LA RIFORMA DEL PERSONALE
La nuova struttura sarà accompagnata dalla riduzione del personale dipendente. Si prevede di portare gli organici da 190mila unità a 150mila entro il 2024 per quanto concerne i militari, come noto da tempo. I civili passeranno invece dalle attuali 30mila unità a 20mila. Ciò riguarderà anche gli ufficiali: “Credo che oggi sia richiesto che il numero dei generali sia conseguente alle necessità dei comandi e non viceversa”, ha affermato il ministro riferendosi alla proliferazione di comandi spesso creati in virtù degli scatti di carriera.
Nel disegno di legge che il governo ha inviato alle Camere alcuni giorni fa, si prevede inoltre il ribilanciamento della formula professionale, con un potenziamento del modello a tempo determinato rispetto a quello indeterminato. “Oggi – spiegava la Pinotti illustrando i punti cardine del ddl – abbiamo l’82% dei dipendenti della Difesa con contratto a tempo indeterminato e questo produce drammatici effetti sull’invecchiamento del personale che ha un’età media di 38 anni”. Il riferimento, rispetto all’iniziale rapporto 50-50, è un modello che prevede un 60% a tempo indeterminato contro il 40 a tempo determinato, con formule che consentano il passaggio a lavori differenti dopo l’esperienza militare in forma prefissata. “Abbiamo bisogno di soldati giovani ma non volgiamo creare un precariato militare”, ha rimarcato il ministro nell’intervista a Repubblica.
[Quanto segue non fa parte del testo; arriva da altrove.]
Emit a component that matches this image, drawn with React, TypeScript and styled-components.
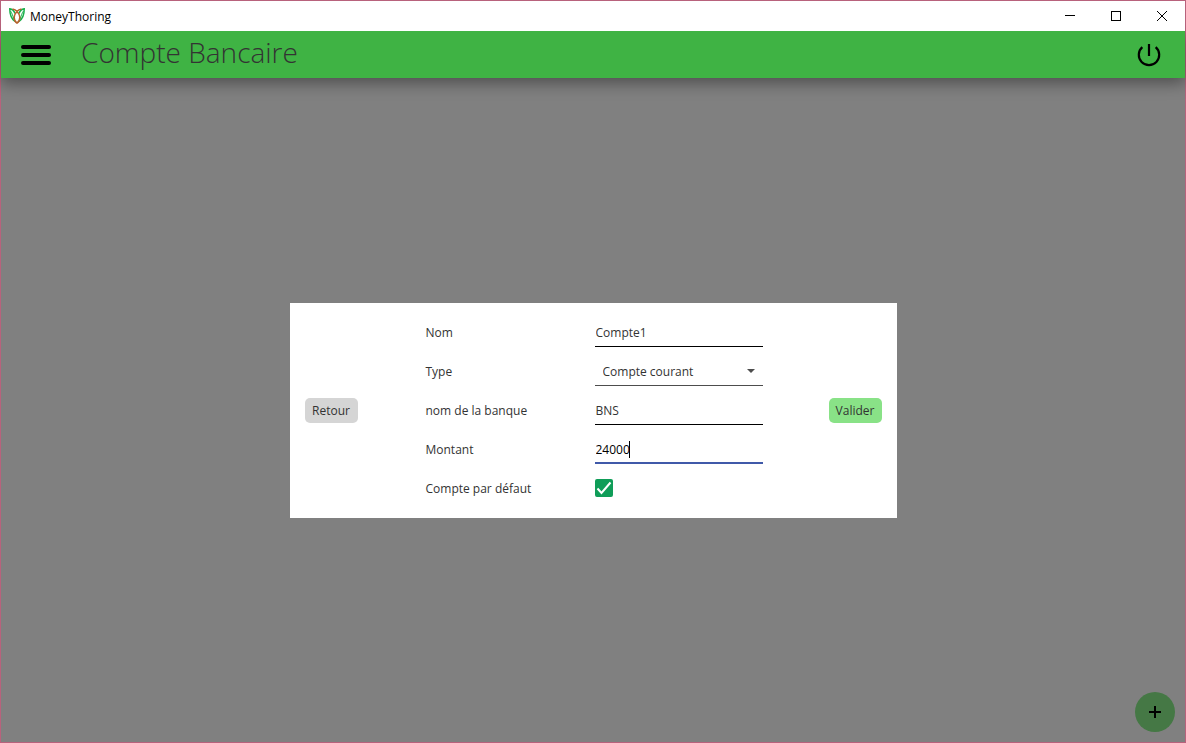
import React, { useState } from "react";
import styled, { createGlobalStyle } from "styled-components";

const GlobalStyle = createGlobalStyle`
  *, *::before, *::after { box-sizing: border-box; }
  body { margin: 0; }
  body, button, input, select {
    font-family: "Open Sans", "Noto Sans", sans-serif;
    font-size: 12px;
    color: #333;
  }
`;

const Window = styled.div`
  position: relative;
  display: flex;
  flex-direction: column;
  min-height: 100vh;
  border: 1px solid #b8627c;
  background: #808080;
`;

const TitleBar = styled.div`
  position: relative;
  z-index: 1;
  display: flex;
  align-items: center;
  height: 30px;
  padding-left: 8px;
  background: #fff;
`;

const AppName = styled.span`
  flex: 1;
  margin-left: 5px;
  color: #000;
`;

const PlainButton = styled.button`
  display: flex;
  align-items: center;
  justify-content: center;
  padding: 0;
  border: 0;
  background: transparent;
  color: #000;
`;

const WindowButton = styled(PlainButton)`
  width: 46px;
  height: 30px;
`;

const Header = styled.header`
  display: flex;
  align-items: center;
  height: 47px;
  padding: 0 24px 0 20px;
  background: #3fb344;
  box-shadow: 0 5px 16px rgba(0, 0, 0, 0.4);
`;

const Title = styled.h1`
  flex: 1;
  margin: 0 0 6px 30px;
  font-size: 28px;
  line-height: 40px;
  font-weight: 350;
`;

const Main = styled.main`
  flex: 1;
  display: flex;
  align-items: center;
  justify-content: center;
`;

const Card = styled.form`
  display: grid;
  grid-template-columns: 121px 1fr auto;
  align-items: center;
  justify-items: start;
  width: 100%;
  max-width: 607px;
  padding: 15px;
  background: #fff;
`;

const ActionButton = styled.button<{ $primary?: boolean }>`
  width: 53px;
  height: 25px;
  padding: 0;
  border: 0;
  border-radius: 5px;
  background: ${(p) => (p.$primary ? "#89e287" : "#d5d5d5")};
`;

const Fields = styled.div`
  display: grid;
  grid-template-columns: 169px 168px;
  grid-auto-rows: 29px;
  row-gap: 10px;
  align-items: center;
`;

const Control = styled.div`
  position: relative;
  display: flex;
  align-items: center;
  height: 29px;
`;

const TextInput = styled.input<{ $active?: boolean }>`
  width: 100%;
  height: 29px;
  padding: 2px 1px 0;
  border: 0;
  border-bottom: ${(p) => (p.$active ? "2px solid #4059a9" : "1px solid #000")};
  outline: 0;
  background: transparent;
  color: ${(p) => (p.$active ? "#000" : "#333")};
`;

const Caret = styled.span`
  position: absolute;
  top: 6px;
  width: 1px;
  height: 17px;
  background: #000;
`;

const Select = styled.select`
  appearance: none;
  width: 100%;
  height: 29px;
  padding: 2px 24px 0 8px;
  border: 0;
  border-bottom: 1px solid #4d4d4d;
  border-radius: 0;
  outline: 0;
  background: transparent;
`;

const Arrow = styled.svg`
  position: absolute;
  right: 8px;
  pointer-events: none;
`;

const Checkbox = styled.input`
  appearance: none;
  width: 18px;
  height: 18px;
  margin: 0;
  border: 2px solid #0f9d58;
  border-radius: 2px;
  &:checked { background: #0f9d58; }
`;

const Tick = styled.svg`
  position: absolute;
  left: 0;
  pointer-events: none;
`;

const AddButton = styled(PlainButton)`
  position: absolute;
  right: 10px;
  bottom: 10px;
  width: 40px;
  height: 40px;
  border-radius: 50%;
  background: #457845;
`;

const Logo = () => (
  <svg width="16" height="16" viewBox="0 0 16 16" fill="none" strokeWidth="1.5" aria-hidden="true">
    <path d="M6 13.500C2.500 11 0.700 6.500 0.800 0.800C3.500 1.200 5 3 6 5.500" stroke="#17b04a" />
    <path d="M10 13.500C13.500 11 15.300 6.500 15.200 0.800C12.500 1.200 11 3 10 5.500" stroke="#17b04a" />
    <path d="M1.500 3C3 5 4 8 5 11.500M14.500 3C13 5 12 8 11 11.500" stroke="#17b04a" strokeWidth="1" />
    <path d="M3.500 1C7 1.500 10.500 5 10.800 9.500C10.800 12 9.800 14 8 15.200C6.200 14 5.200 12 5.200 9.500C5.500 5 9 1.500 12.500 1" stroke="#b5622d" strokeWidth="1.500" />
  </svg>
);

export default function App() {
  const [name, setName] = useState("Compte1");
  const [bank, setBank] = useState("BNS");
  const [amount, setAmount] = useState("24000");
  const [isDefault, setIsDefault] = useState(true);

  return (
    <>
      <GlobalStyle />
      <Window>
        <TitleBar>
          <Logo />
          <AppName>MoneyThoring</AppName>
          <WindowButton type="button" aria-label="Réduire">
            <svg width="10" height="10" stroke="currentColor" shapeRendering="crispEdges"><path d="M0 4.500H10" /></svg>
          </WindowButton>
          <WindowButton type="button" aria-label="Agrandir">
            <svg width="10" height="10" fill="none" stroke="currentColor" shapeRendering="crispEdges"><path d="M0.500 0.500H9.500V9.500H0.500Z" /></svg>
          </WindowButton>
          <WindowButton type="button" aria-label="Fermer">
            <svg width="10" height="10" stroke="currentColor"><path d="M0 0L10 10M10 0L0 10" /></svg>
          </WindowButton>
        </TitleBar>
        <Header>
          <PlainButton type="button" aria-label="Menu">
            <svg width="30" height="20" stroke="currentColor" strokeWidth="4" strokeLinecap="round"><path d="M2 2H28M2 10H28M2 18H28" /></svg>
          </PlainButton>
          <Title>Compte Bancaire</Title>
          <PlainButton type="button" aria-label="Déconnexion">
            <svg width="24" height="24" viewBox="0 0 24 24" fill="none" stroke="currentColor" strokeWidth="2.200"><path d="M12 1V13M5.300 4.200A10.200 10.200 0 1 0 18.700 4.200" /></svg>
          </PlainButton>
        </Header>
        <Main>
          <Card onSubmit={(e) => e.preventDefault()}>
            <ActionButton type="button">Retour</ActionButton>
            <Fields>
              <label htmlFor="name">Nom</label>
              <Control>
                <TextInput id="name" value={name} onChange={(e) => setName(e.target.value)} />
              </Control>
              <label htmlFor="type">Type</label>
              <Control>
                <Select id="type" defaultValue="courant">
                  <option value="courant">Compte courant</option>
                </Select>
                <Arrow width="8" height="4" viewBox="0 0 8 4" fill="#4d4d4d"><path d="M0 0H8L4 4Z" /></Arrow>
              </Control>
              <label htmlFor="bank">nom de la banque</label>
              <Control>
                <TextInput id="bank" value={bank} onChange={(e) => setBank(e.target.value)} />
              </Control>
              <label htmlFor="amount">Montant</label>
              <Control>
                <TextInput id="amount" $active value={amount} onChange={(e) => setAmount(e.target.value)} />
                <Caret style={{ left: `${amount.length}ch` }} />
              </Control>
              <label htmlFor="default">Compte par défaut</label>
              <Control>
                <Checkbox id="default" type="checkbox" checked={isDefault} onChange={(e) => setIsDefault(e.target.checked)} />
                {isDefault && (
                  <Tick width="18" height="18" fill="none" stroke="#fff" strokeWidth="2"><path d="M2.500 9.500L6.500 14L15.500 3.500" /></Tick>
                )}
              </Control>
            </Fields>
            <ActionButton type="submit" $primary>Valider</ActionButton>
          </Card>
        </Main>
        <AddButton type="button" aria-label="Ajouter">
          <svg width="12" height="12" stroke="currentColor" strokeWidth="2"><path d="M6 0V12M0 6H12" /></svg>
        </AddButton>
      </Window>
    </>
  );
}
Per il ministero, la novità al vertice riguarda il segretario generale della Difesa e direttore nazionale armamenti, carica attualmente ricoperta dal generale Carlo Magrassi. I due incarichi potrebbero infatti venire divisi. “Un domani ci sarà un direttore nazionale armamenti e responsabile logistica”, aveva detto il ministro Pinotti specificando che, come già previsto nella legge 25 del 1997 di riforma dei vertici, tale incarico potrà essere assegnato anche a un civile.
IL TEMA DELLA SPESA
A spingere verso l’efficientamento delle Forze armate, contribuisce anche un contesto internazionale particolarmente complesso, in cui, all’arco di crisi che preme sul Mediterraneo, si sommano le richieste americane per una maggiore assunzione di responsabilità da parte degli alleati europei. Il problema delle risorse e degli investimenti resta un punto particolarmente vulnerabile nel nostro sistema di sicurezza e difesa. Con l’1,18% del Pil destinato alla Difesa nel 2016 (circa 23 miliardi di euro), l’Italia è lontana dalla soglia del 2% stabilita in ambito Nato. “C’è stato un bilancio della difesa con tagli consistenti”, ha ammesso il ministro nel recente intervento alle commissioni riunite Esteri e Difesa di Camera e Senato. Negli ultimi anni però, “c’è stata una inversione di tendenza”. Siamo ancora “lontani dal 2%, ma quella italiana è una spesa molto qualificata. Siamo tra le nazioni più impegnate nella Nato e nell’Unione Europea e i primi contributori europei nelle missioni dell’Onu. Stiamo chiedendo quindi all’Alleanza di introdurre anche una valutazione sul livello qualitativo e non solo su quello quantitativo. Noi stiamo spendendo bene le risorse, facendo attenzione alla qualità degli interventi”.